- What this task involves -
Tally the lines in the data that follows that include the word "index", and report nothing but the total.
+++ Dataset excerpt
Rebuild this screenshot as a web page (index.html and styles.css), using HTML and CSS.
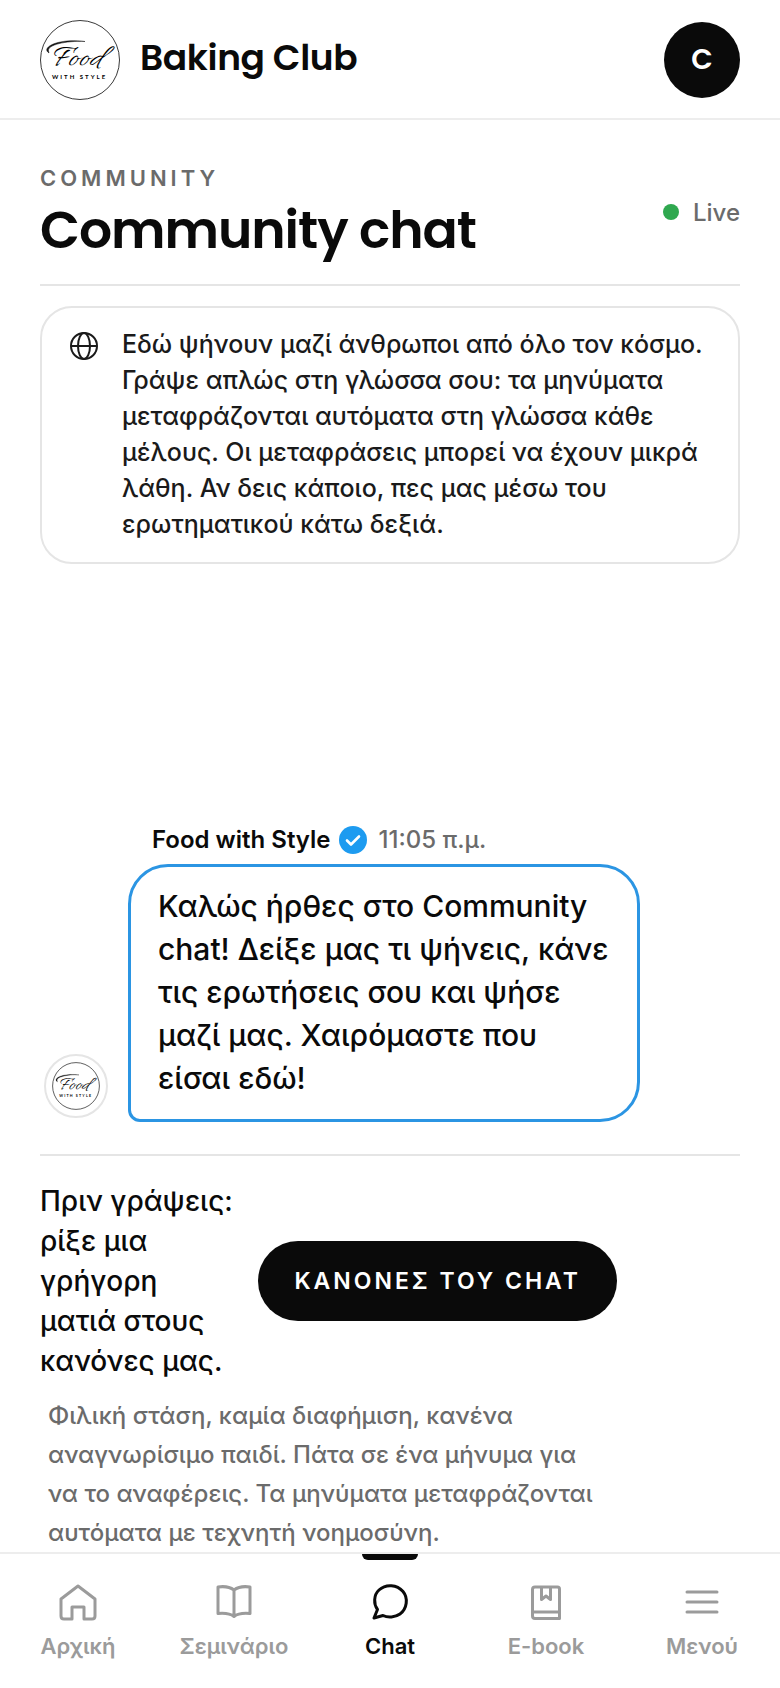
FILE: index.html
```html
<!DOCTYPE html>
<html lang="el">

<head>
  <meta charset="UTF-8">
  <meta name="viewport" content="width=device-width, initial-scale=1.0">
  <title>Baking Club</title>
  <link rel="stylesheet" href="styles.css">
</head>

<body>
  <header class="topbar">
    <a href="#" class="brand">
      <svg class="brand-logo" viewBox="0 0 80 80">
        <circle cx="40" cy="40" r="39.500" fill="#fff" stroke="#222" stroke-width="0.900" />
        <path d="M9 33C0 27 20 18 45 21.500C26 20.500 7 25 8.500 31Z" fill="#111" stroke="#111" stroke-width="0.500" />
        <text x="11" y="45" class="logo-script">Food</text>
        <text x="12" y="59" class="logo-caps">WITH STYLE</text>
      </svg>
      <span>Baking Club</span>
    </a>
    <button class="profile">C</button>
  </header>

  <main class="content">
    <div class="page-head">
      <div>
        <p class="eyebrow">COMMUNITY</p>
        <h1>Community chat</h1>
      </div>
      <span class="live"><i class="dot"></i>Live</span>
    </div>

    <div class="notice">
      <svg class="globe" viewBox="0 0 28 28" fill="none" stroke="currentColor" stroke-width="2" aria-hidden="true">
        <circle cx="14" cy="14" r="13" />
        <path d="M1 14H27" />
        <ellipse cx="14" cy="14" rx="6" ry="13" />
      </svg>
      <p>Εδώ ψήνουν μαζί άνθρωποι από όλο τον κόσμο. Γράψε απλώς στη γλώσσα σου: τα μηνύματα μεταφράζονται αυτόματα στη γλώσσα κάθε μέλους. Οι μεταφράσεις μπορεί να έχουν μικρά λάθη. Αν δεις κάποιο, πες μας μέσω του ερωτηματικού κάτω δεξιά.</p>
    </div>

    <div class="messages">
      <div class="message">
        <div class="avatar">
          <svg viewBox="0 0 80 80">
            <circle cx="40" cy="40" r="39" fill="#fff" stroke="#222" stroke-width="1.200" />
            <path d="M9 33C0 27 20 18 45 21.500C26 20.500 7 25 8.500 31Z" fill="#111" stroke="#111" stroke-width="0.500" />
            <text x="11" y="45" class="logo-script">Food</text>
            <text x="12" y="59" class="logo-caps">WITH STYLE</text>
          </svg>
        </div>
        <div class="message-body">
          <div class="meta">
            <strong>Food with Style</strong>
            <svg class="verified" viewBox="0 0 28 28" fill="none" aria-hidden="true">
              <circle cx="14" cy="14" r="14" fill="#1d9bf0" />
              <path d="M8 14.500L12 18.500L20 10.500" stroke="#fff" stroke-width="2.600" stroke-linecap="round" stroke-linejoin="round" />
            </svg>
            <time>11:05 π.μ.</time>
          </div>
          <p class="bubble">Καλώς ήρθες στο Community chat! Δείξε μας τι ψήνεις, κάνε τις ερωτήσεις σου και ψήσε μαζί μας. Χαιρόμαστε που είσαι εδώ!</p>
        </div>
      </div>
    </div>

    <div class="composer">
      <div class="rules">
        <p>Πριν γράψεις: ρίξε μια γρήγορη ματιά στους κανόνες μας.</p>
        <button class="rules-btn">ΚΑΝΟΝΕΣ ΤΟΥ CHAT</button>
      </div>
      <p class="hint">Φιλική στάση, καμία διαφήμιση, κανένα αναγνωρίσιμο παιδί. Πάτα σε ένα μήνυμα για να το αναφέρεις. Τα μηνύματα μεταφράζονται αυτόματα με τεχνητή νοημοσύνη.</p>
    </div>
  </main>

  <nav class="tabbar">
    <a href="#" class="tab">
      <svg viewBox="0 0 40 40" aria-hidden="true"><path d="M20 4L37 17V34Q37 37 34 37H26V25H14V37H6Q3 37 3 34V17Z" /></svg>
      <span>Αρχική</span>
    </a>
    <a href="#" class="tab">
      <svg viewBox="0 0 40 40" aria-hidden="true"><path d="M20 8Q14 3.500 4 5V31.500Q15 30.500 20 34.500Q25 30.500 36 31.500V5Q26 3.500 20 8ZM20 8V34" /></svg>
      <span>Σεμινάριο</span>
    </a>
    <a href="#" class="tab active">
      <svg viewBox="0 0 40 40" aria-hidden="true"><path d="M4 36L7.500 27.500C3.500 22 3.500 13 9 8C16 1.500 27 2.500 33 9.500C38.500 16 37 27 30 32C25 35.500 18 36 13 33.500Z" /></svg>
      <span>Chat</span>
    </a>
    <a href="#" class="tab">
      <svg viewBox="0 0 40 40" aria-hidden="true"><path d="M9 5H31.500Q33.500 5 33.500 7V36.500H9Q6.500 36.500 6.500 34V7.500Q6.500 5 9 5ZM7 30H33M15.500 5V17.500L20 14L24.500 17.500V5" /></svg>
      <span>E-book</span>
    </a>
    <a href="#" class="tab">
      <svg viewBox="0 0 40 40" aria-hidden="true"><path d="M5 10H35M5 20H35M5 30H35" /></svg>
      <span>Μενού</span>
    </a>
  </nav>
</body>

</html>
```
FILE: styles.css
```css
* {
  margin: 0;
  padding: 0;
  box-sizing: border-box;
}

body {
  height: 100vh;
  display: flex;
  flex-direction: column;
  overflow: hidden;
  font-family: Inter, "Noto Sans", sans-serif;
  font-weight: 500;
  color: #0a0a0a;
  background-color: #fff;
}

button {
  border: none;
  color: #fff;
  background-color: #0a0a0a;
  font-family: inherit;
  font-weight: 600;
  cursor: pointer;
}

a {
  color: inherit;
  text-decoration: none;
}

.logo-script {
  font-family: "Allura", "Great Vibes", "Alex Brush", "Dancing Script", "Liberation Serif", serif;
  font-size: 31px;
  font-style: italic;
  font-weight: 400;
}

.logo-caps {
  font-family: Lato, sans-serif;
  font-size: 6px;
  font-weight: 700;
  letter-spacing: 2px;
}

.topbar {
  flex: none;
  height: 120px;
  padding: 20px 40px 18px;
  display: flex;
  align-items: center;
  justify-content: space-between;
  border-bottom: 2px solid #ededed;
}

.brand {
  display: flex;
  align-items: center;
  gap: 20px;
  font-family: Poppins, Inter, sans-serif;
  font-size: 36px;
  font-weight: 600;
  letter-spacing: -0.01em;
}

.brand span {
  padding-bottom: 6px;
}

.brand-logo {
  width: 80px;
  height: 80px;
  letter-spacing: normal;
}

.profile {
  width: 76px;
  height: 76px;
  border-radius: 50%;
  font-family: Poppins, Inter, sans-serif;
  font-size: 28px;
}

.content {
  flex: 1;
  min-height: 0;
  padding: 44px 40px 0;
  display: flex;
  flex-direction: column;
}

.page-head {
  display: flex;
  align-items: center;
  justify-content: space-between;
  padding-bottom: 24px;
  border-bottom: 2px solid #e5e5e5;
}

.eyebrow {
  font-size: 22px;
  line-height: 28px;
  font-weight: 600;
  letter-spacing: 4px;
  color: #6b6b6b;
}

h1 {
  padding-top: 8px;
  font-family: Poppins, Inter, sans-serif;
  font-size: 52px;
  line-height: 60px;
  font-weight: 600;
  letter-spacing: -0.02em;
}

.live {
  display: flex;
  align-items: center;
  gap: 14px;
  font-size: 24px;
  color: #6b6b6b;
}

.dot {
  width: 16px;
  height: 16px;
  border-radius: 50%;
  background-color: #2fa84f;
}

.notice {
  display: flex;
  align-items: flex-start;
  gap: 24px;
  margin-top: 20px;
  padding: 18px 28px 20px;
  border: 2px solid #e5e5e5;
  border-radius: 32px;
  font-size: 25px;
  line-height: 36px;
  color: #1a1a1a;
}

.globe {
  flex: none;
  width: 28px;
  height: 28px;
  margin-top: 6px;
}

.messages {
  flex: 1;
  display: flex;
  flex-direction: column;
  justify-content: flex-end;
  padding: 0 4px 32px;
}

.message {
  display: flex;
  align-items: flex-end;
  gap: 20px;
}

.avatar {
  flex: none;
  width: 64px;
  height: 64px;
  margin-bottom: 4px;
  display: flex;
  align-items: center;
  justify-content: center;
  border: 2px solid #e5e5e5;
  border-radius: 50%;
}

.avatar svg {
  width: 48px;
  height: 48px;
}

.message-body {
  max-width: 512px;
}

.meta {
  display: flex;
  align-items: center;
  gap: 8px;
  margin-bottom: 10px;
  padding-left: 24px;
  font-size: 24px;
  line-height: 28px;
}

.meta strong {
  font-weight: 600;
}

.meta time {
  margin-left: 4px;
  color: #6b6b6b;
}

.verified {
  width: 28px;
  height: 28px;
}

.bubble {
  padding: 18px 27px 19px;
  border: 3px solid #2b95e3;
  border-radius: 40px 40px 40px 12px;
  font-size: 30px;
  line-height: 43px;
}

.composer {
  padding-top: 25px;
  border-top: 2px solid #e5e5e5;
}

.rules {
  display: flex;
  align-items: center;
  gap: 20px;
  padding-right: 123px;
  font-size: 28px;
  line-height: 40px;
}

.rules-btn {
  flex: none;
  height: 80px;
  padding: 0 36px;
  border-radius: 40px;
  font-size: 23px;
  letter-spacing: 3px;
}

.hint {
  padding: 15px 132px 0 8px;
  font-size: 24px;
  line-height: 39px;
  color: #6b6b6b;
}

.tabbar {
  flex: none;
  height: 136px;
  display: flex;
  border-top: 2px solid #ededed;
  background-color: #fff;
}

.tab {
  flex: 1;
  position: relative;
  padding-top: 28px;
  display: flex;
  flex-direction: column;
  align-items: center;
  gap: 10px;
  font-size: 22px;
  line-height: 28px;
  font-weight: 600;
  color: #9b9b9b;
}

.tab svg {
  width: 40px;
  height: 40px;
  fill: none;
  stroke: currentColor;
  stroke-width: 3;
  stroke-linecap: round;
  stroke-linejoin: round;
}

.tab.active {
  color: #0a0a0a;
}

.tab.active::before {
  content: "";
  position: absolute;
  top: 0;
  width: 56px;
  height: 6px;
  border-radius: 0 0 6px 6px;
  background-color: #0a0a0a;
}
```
++++++
- Final answer -
2